Rise and fall and rise of China to great power

Coincidentally, that was the year when Edward Gibbon began publishing his six-volume "Decline and Fall of the Roman Empire," detailing the millennium-long collapse of a superpower into a welter of European, Asian and African states.

Things move faster now. The first American edition of "Modern China: The Fall and Rise of a Great Power" expounds both processes in one hefty but highly colorful tome, covering a shorter period than it took the American epic to unfold.

The new book is by Jonathan Fenby, veteran editor of The Observer in London and the South China Morning Post in Hong Kong.

China's empire, 2,100 years old, was the first of a dozen to die in the 1900s. The United States had taken over what was left of Spain's holdings - Cuba, The Philippines, Puerto Rico - just before the century began. The Americans didn't impose harsh imperial rule but their wealth, military might, films and music deeply fascinated the rest of the world. Few except Americans themselves were shocked to hear talk of an "American empire."

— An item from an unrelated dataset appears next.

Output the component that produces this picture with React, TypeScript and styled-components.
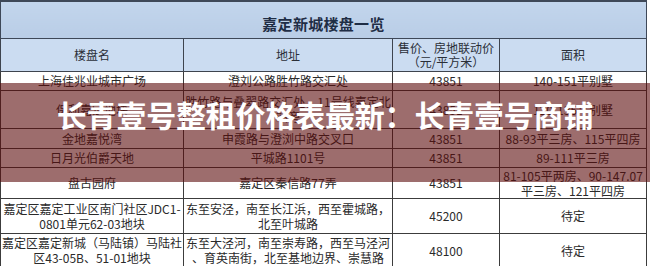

So far in the 21st century, none of the imperial corpses has shown clear signs of resurrection - certainly nothing like China's spectacular reincarnation. Much of Fenby's introduction could be titled "Watch Out, America!"

"In 2007, for the first time since the 1930s, another country contributed more to global growth than the United States," it says. "A Gallup poll in early 2008 reported that 40 percent of Americans considered the (People's Republic of China) to be the world's leading economic power, while only 33 percent chose their own country."

Fenby's history starts in 1850 when China was already far along in decline, due to graft, disunity, incursions by foreign powers and sheer obsolescence. The United States was stretching its international muscle: It had just conquered nearly half of Mexico.

In a south China village, a schoolteacher who failed the civil service exam proclaimed himself son of the Christian God. A vision had shown him a golden-haired man who told him to wipe out the demons on Earth. He decided the demons were the Manchus who had conquered China 200 years before. His 100,000 man army took the imperial summer capital of Nanjing, but in 15 years, Hong Xiuquan's followers failed to unite and oust the Manchus.

The revolt overlapped the American Civil War. In thickly populated China, it proved even bloodier: The mandarin who suppressed it in Canton boasted of beheading 100,000 out of a million townspeople killed.

After nearly two more decades of disaster, 5-year-old Emperor Pu Yi "abdicated" with no successor. Sun Yat-sen proclaimed a republic but it was weak and plagued by what Fenby calls a decade of anarchy. A map at the start of the book outlines a dozen separate areas of this war lord period.

China joined the Allies against Germany in World War I. But its effort did little to reduce the influence of Japan - also an ally. In 1937, Japan invaded China again, an invasion that lasted 14 years, until Japan's defeat in World war II.

Chiang Kai-shek, a successor to Sun, at first cooperated with the Communist Party and its Russian supporters, then ousted it in a coup. After the Japanese defeat, Chiang fought a civil war against the Communists that ended with his defeat and flight to Taiwan.

Over the next 60 years Mao Zedong and succeeding Communist rulers suppressed almost all opposition on the mainland. They freed private markets but kept much production in government hands, promoted trade with the United States and owed the United States more than $1.5 trillion. They reclaimed Hong Kong from Britain and Macau from Portugal and threatened Taiwan, which is protected largely by the United States.

Meanwhile they went on building their armed forces and nuclear weapons, preparing to celebrate their status by hosting the 2008 Olympics.